I wrote yesterday that Jesus' gift of peace is not escapist or surface. It's not some state of feel-good emotion that magics away difficult situations. Rather Jesus seeks to meet us where we are. And I know that, today, so many have increased worries and anxiety for family, friends and ourselves.

In his book Prescription for anxiety, Leslie Weatherhead (a famous Methodist preacher in the last century) gives advice beginning with:
1. Jesus looked away from himself to God.  Even in His anguish He did that and called God 'Father' at a time when it must have felt as though an omnipotent Father might have guided Him in a far less agonizing path..  In circumstances far less tragic, in the fret and turmoil of this age of anxiety there must be continually for us times when we contemplate God.... and try to rest our fear-tossed minds in His greatness and adequacy. 

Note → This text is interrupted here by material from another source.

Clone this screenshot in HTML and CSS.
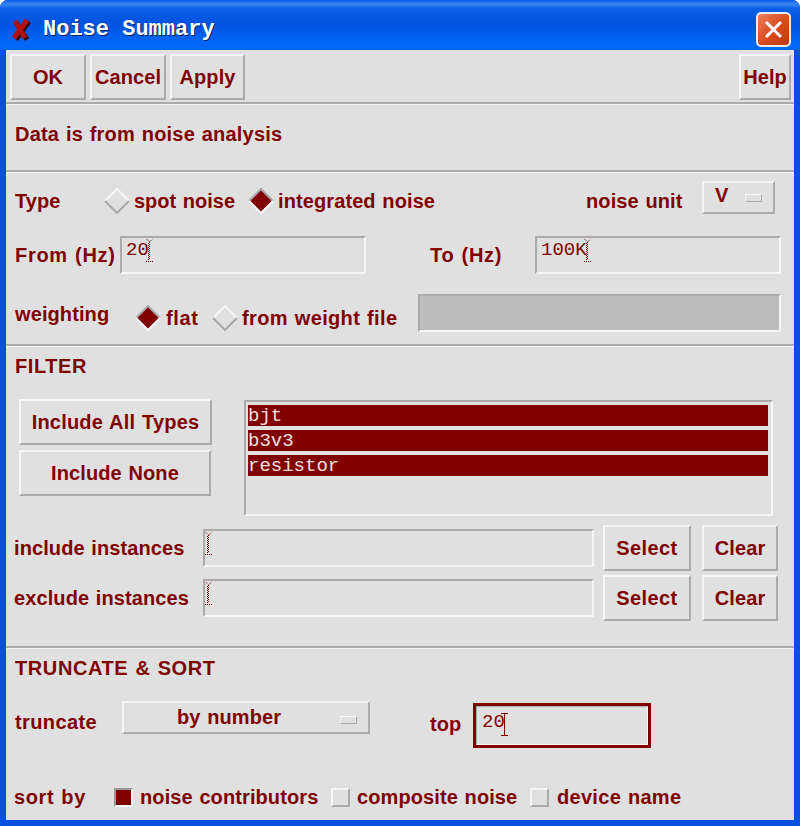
FILE: index.html
```html
<!DOCTYPE html>
<html>
<head>
    <title>Noise Summary</title>
    <link rel="stylesheet" href="styles.css">
</head>
<body>
    <div class="window">
        <div class="titlebar">
            <svg class="app-icon" width="20" height="22" viewBox="0 0 20 22">
                <path d="M4 3 L15 20 M17 2 L4 20" fill="none" stroke="#3a0808" stroke-width="5" transform="translate(1 0.5)"/>
                <path d="M4 2 L14 19 M16 1 L3 19" fill="none" stroke="#b01212" stroke-width="5"/>
            </svg>
            <span class="title-text">Noise Summary</span>
            <div class="close-btn">
                <svg width="21" height="21" viewBox="0 0 21 21">
                    <path d="M3 3 L18 18 M18 3 L3 18" stroke="#fff" stroke-width="3" fill="none"/>
                </svg>
            </div>
        </div>

        <div class="content">
            <div class="section toolbar">
                <button class="btn btn-ok">OK</button>
                <button class="btn btn-cancel">Cancel</button>
                <button class="btn btn-apply">Apply</button>
                <button class="btn btn-help">Help</button>
            </div>

            <div class="section info">
                <span>Data is from noise analysis</span>
            </div>

            <div class="section analysis">
                <div class="row row-type">
                    <span class="w-type">Type</span>
                    <svg class="diamond" width="26" height="26" viewBox="0 0 26 26">
                        <polygon points="13,1 25,13 13,25 1,13" fill="#e0e0e0"/>
                        <path d="M1 13 L13 1 L25 13" fill="none" stroke="#f6f6f6" stroke-width="2"/>
                        <path d="M1 13 L13 25 L25 13" fill="none" stroke="#a8a8a8" stroke-width="2"/>
                    </svg>
                    <span class="w-spot">spot noise</span>
                    <svg class="diamond" width="26" height="26" viewBox="0 0 26 26">
                        <polygon points="13,1 25,13 13,25 1,13" fill="#800000"/>
                        <path d="M1 13 L13 1 L25 13" fill="none" stroke="#a8a8a8" stroke-width="2"/>
                        <path d="M1 13 L13 25 L25 13" fill="none" stroke="#f6f6f6" stroke-width="2"/>
                    </svg>
                    <span class="w-integrated">integrated noise</span>
                    <span class="w-unit">noise unit</span>
                    <div class="menu menu-unit">
                        <span class="menu-label">V</span>
                        <span class="menu-mark"></span>
                    </div>
                </div>
                <div class="row row-range">
                    <span class="w-from">From (Hz)</span>
                    <div class="field field-range">
                        <span>20</span>
                        <svg class="caret" width="9" height="25" viewBox="0 0 9 25">
                            <path d="M1.5 1 L4.5 4 L7.5 1 M4.5 4 V22 M3.5 5 V22 M1 23.5 H9" fill="none" stroke="#800000" stroke-dasharray="1 1"/>
                        </svg>
                    </div>
                    <span class="w-to">To (Hz)</span>
                    <div class="field field-range">
                        <span>100K</span>
                        <svg class="caret" width="9" height="25" viewBox="0 0 9 25">
                            <path d="M1.5 1 L4.5 4 L7.5 1 M4.5 4 V22 M3.5 5 V22 M1 23.5 H9" fill="none" stroke="#800000" stroke-dasharray="1 1"/>
                        </svg>
                    </div>
                </div>
                <div class="row row-weight">
                    <span class="w-weight">weighting</span>
                    <svg class="diamond" width="26" height="26" viewBox="0 0 26 26">
                        <polygon points="13,1 25,13 13,25 1,13" fill="#800000"/>
                        <path d="M1 13 L13 1 L25 13" fill="none" stroke="#a8a8a8" stroke-width="2"/>
                        <path d="M1 13 L13 25 L25 13" fill="none" stroke="#f6f6f6" stroke-width="2"/>
                    </svg>
                    <span class="w-flat">flat</span>
                    <svg class="diamond" width="26" height="26" viewBox="0 0 26 26">
                        <polygon points="13,1 25,13 13,25 1,13" fill="#e0e0e0"/>
                        <path d="M1 13 L13 1 L25 13" fill="none" stroke="#f6f6f6" stroke-width="2"/>
                        <path d="M1 13 L13 25 L25 13" fill="none" stroke="#a8a8a8" stroke-width="2"/>
                    </svg>
                    <span class="w-file">from weight file</span>
                    <div class="field field-disabled"></div>
                </div>
            </div>

            <div class="section filter">
                <div class="heading">FILTER</div>
                <div class="filter-main">
                    <div class="filter-buttons">
                        <button class="btn btn-all">Include All Types</button>
                        <button class="btn btn-none">Include None</button>
                    </div>
                    <div class="list">
                        <div class="list-item">bjt</div>
                        <div class="list-item">b3v3</div>
                        <div class="list-item">resistor</div>
                    </div>
                </div>
                <div class="row row-instances">
                    <span class="w-instances">include instances</span>
                    <div class="field field-instances">
                        <svg class="caret" width="9" height="25" viewBox="0 0 9 25">
                            <path d="M1.5 1 L4.5 4 L7.5 1 M4.5 4 V22 M3.5 5 V22 M1 23.5 H9" fill="none" stroke="#800000" stroke-dasharray="1 1"/>
                        </svg>
                    </div>
                    <button class="btn btn-select">Select</button>
                    <button class="btn btn-clear">Clear</button>
                </div>
                <div class="row row-instances">
                    <span class="w-instances">exclude instances</span>
                    <div class="field field-instances">
                        <svg class="caret" width="9" height="25" viewBox="0 0 9 25">
                            <path d="M1.5 1 L4.5 4 L7.5 1 M4.5 4 V22 M3.5 5 V22 M1 23.5 H9" fill="none" stroke="#800000" stroke-dasharray="1 1"/>
                        </svg>
                    </div>
                    <button class="btn btn-select">Select</button>
                    <button class="btn btn-clear">Clear</button>
                </div>
            </div>

            <div class="section truncate">
                <div class="heading">TRUNCATE &amp; SORT</div>
                <div class="row row-truncate">
                    <span class="w-truncate">truncate</span>
                    <div class="menu menu-truncate">
                        <span class="menu-label">by number</span>
                        <span class="menu-mark"></span>
                    </div>
                    <span class="w-top">top</span>
                    <div class="focus-ring">
                        <div class="field field-top">
                            <span>20</span>
                            <svg class="caret" width="9" height="25" viewBox="0 0 9 25">
                                <path d="M1 1.5 H8 M4.5 1 V24 M1 23.5 H8" fill="none" stroke="#800000"/>
                            </svg>
                        </div>
                    </div>
                </div>
                <div class="row row-sort">
                    <span class="w-sort">sort by</span>
                    <span class="check check-on"></span>
                    <span class="w-contrib">noise contributors</span>
                    <span class="check"></span>
                    <span class="w-composite">composite noise</span>
                    <span class="check"></span>
                    <span class="w-device">device name</span>
                </div>
            </div>
        </div>
    </div>
</body>
</html>
```

FILE: styles.css
```css
body {
    margin: 0;
    background-color: #fff;
    font-family: "Liberation Sans", Arial, sans-serif;
    font-size: 20px;
    font-weight: bold;
    letter-spacing: 0.1px;
    word-spacing: 1px;
    white-space: nowrap;
    color: #800000;
}

.window {
    width: 800px;
    height: 826px;
    background-color: #0a50e0;
    border-radius: 8px 8px 0 0;
    overflow: hidden;
}

/* title bar */
.titlebar {
    height: 50px;
    box-sizing: border-box;
    padding: 9px 9px 0 11px;
    display: flex;
    align-items: center;
    background: linear-gradient(#0a5ae8 0, #3a86f4 4px, #0a5ee6 9px, #0052e0 24px, #0066f6 42px, #0068f8 50px);
}

.app-icon {
    flex: none;
}

.title-text {
    margin-left: 12px;
    font-family: "Liberation Mono", monospace;
    font-size: 22px;
    letter-spacing: 0;
    word-spacing: 0;
    color: #fff;
    text-shadow: 1px 1px 0 #102060;
}

.close-btn {
    margin-left: auto;
    width: 31px;
    height: 31px;
    border: 2px solid #e6ecf8;
    border-radius: 5px;
    display: flex;
    align-items: center;
    justify-content: center;
    background: linear-gradient(135deg, #e88060, #d8481c 55%, #c03a10);
}

/* dialog body */
.content {
    margin: 0 6px;
    height: 770px;
    background-color: #e0e0e0;
}

.section {
    box-sizing: border-box;
    border-bottom: 2px solid #aaa;
    box-shadow: inset 0 1px 0 #f2f2f2;
}

.section:last-child {
    border-bottom: none;
}

.toolbar {
    height: 54px;
    padding: 4px 3px 0 4px;
    display: flex;
    box-shadow: none;
}

.info {
    height: 68px;
    padding: 19px 0 0 9px;
    letter-spacing: 0.2px;
}

.analysis {
    height: 174px;
    padding: 9px 13px 0 9px;
}

.filter {
    height: 302px;
    padding: 9px 16px 0 8px;
}

.truncate {
    height: 172px;
    padding: 9px 0 0 8px;
}

.row {
    display: flex;
    align-items: center;
}

.heading {
    line-height: 23px;
    margin-left: 1px;
    letter-spacing: 0.6px;
}

/* buttons */
.btn {
    box-sizing: border-box;
    flex: none;
    height: 46px;
    margin: 0;
    padding: 0;
    background-color: #e0e0e0;
    border: 2px solid;
    border-color: #f6f6f6 #aaa #aaa #f6f6f6;
    color: #800000;
    font: inherit;
    letter-spacing: inherit;
    word-spacing: inherit;
}

.btn-ok,
.btn-cancel {
    width: 76px;
    margin-right: 4px;
}

.btn-apply {
    width: 75px;
}

.btn-help {
    width: 52px;
    margin-left: auto;
}

.btn-all {
    width: 193px;
    letter-spacing: 0.2px;
}

.btn-none {
    width: 192px;
    margin-top: 5px;
}

.btn-select {
    width: 88px;
    margin-left: 9px;
    letter-spacing: 0.4px;
}

.btn-clear {
    width: 76px;
    margin-left: 11px;
}

/* text fields */
.field {
    box-sizing: border-box;
    flex: none;
    border: 2px solid;
    border-color: #aaa #f6f6f6 #f6f6f6 #aaa;
    display: flex;
    align-items: flex-start;
    font-family: "Liberation Mono", monospace;
    font-size: 19px;
    font-weight: normal;
    letter-spacing: 0;
    word-spacing: 0;
}

.caret {
    flex: none;
    margin-left: -4px;
    margin-top: -1px;
}

.field-range {
    width: 246px;
    height: 38px;
    padding: 1px 0 0 4px;
}

.field-disabled {
    width: 363px;
    height: 38px;
    margin-left: 21px;
    background-color: #bcbcbc;
}

.field-instances {
    width: 391px;
    height: 38px;
    padding: 1px 0 0 3px;
}

.focus-ring {
    flex: none;
    align-self: flex-end;
    margin-left: 13px;
    border: 3px solid #800000;
}

.field-top {
    width: 172px;
    height: 39px;
    padding: 4px 0 0 5px;
    border-width: 1px;
}

.field-top .caret {
    margin-left: -5px;
    margin-top: 1px;
}

/* option menus */
.menu {
    box-sizing: border-box;
    flex: none;
    height: 33px;
    border: 2px solid;
    border-color: #f6f6f6 #aaa #aaa #f6f6f6;
    display: flex;
    align-items: center;
    padding: 0 11px 4px 0;
}

.menu-mark {
    box-sizing: border-box;
    width: 17px;
    height: 8px;
    margin-top: 4px;
    margin-left: auto;
    border: 1px solid;
    border-color: #f6f6f6 #aaa #aaa #f6f6f6;
}

.menu-unit {
    width: 73px;
    margin-left: 21px;
    margin-top: -7px;
}

.menu-unit .menu-label {
    margin-left: 11px;
}

.menu-truncate {
    width: 248px;
    margin-left: 24px;
    align-self: flex-start;
    padding-bottom: 0;
}

.menu-truncate .menu-label {
    margin-left: 53px;
}

/* radios and checks */
.diamond {
    flex: none;
}

.check {
    box-sizing: border-box;
    flex: none;
    width: 19px;
    height: 19px;
    border: 2px solid;
    border-color: #f6f6f6 #aaa #aaa #f6f6f6;
}

.check-on {
    background-color: #800000;
    border-color: #999 #f6f6f6 #f6f6f6 #999;
}

/* form rows */
.row-type {
    height: 40px;
}

.w-type {
    width: 89px;
}

.w-spot {
    margin-left: 4px;
    width: 114px;
    letter-spacing: 0;
}

.w-integrated {
    margin-left: 4px;
    width: 308px;
}

.w-unit {
    width: 95px;
}

.row-range {
    height: 38px;
    margin-top: 15px;
}

.w-from {
    width: 105px;
    letter-spacing: 0.7px;
}

.w-to {
    width: 105px;
    margin-left: 64px;
    letter-spacing: 0.7px;
}

.row-weight {
    height: 38px;
    margin-top: 20px;
}

.row-weight .diamond {
    margin-top: 10px;
}

.w-weight {
    width: 120px;
    margin-top: 2px;
}

.w-flat {
    margin-left: 5px;
    margin-top: 10px;
    width: 46px;
    letter-spacing: 0.6px;
}

.w-file {
    margin-left: 4px;
    margin-top: 10px;
    width: 155px;
    letter-spacing: 0.35px;
}

.filter-main {
    display: flex;
    margin-top: 21px;
}

.filter-buttons {
    width: 225px;
    margin-left: 5px;
    display: flex;
    flex-direction: column;
}

.list {
    box-sizing: border-box;
    width: 529px;
    height: 116px;
    margin-top: 1px;
    padding: 3px 3px 0 2px;
    border: 2px solid;
    border-color: #aaa #f6f6f6 #f6f6f6 #aaa;
    font-family: "Liberation Mono", monospace;
    font-size: 19px;
    font-weight: normal;
    letter-spacing: 0;
    word-spacing: 0;
}

.list-item {
    height: 21px;
    margin-bottom: 4px;
    background-color: #800000;
    color: #f0e0e0;
    line-height: 23px;
}

.row-instances {
    height: 46px;
    margin-top: 9px;
}

.row-instances + .row-instances {
    margin-top: 4px;
}

.w-instances {
    width: 189px;
}

.row-truncate {
    margin-top: 21px;
    height: 47px;
}

.w-truncate {
    width: 83px;
    margin-left: 1px;
    margin-top: -4px;
    letter-spacing: 0.4px;
}

.w-top {
    margin-left: 60px;
    width: 30px;
}

.row-sort {
    margin-top: 36px;
    height: 26px;
}

.w-sort {
    width: 100px;
    letter-spacing: 0.6px;
}

.w-contrib {
    margin-left: 7px;
    width: 191px;
}

.w-composite {
    margin-left: 7px;
    width: 173px;
}

.w-device {
    margin-left: 8px;
    letter-spacing: 0.3px;
}
```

It would be a good thing for some of us to write out a few sentences from the Bible on a card and prop it up near our mirror so that while we dress in the morning our minds can meditate on the themes they suggest:
                    Be still and know that I am God.
                    The Lord is my Shepherd.
                    My peace I give unto you
                    He is able to save to the uttermost.
                    The peace of God which passes understanding can stand sentry
                    over our hearts and thoughts.
Christ is saying to us something like this: 'Your Father knows. He understands and cares. He has got your situation in hand. He is the Lord of history, the Master of everything we call accident, the Weaver of all our sins and failures and sorrows into His indestructible plans, and He is the Victor over death.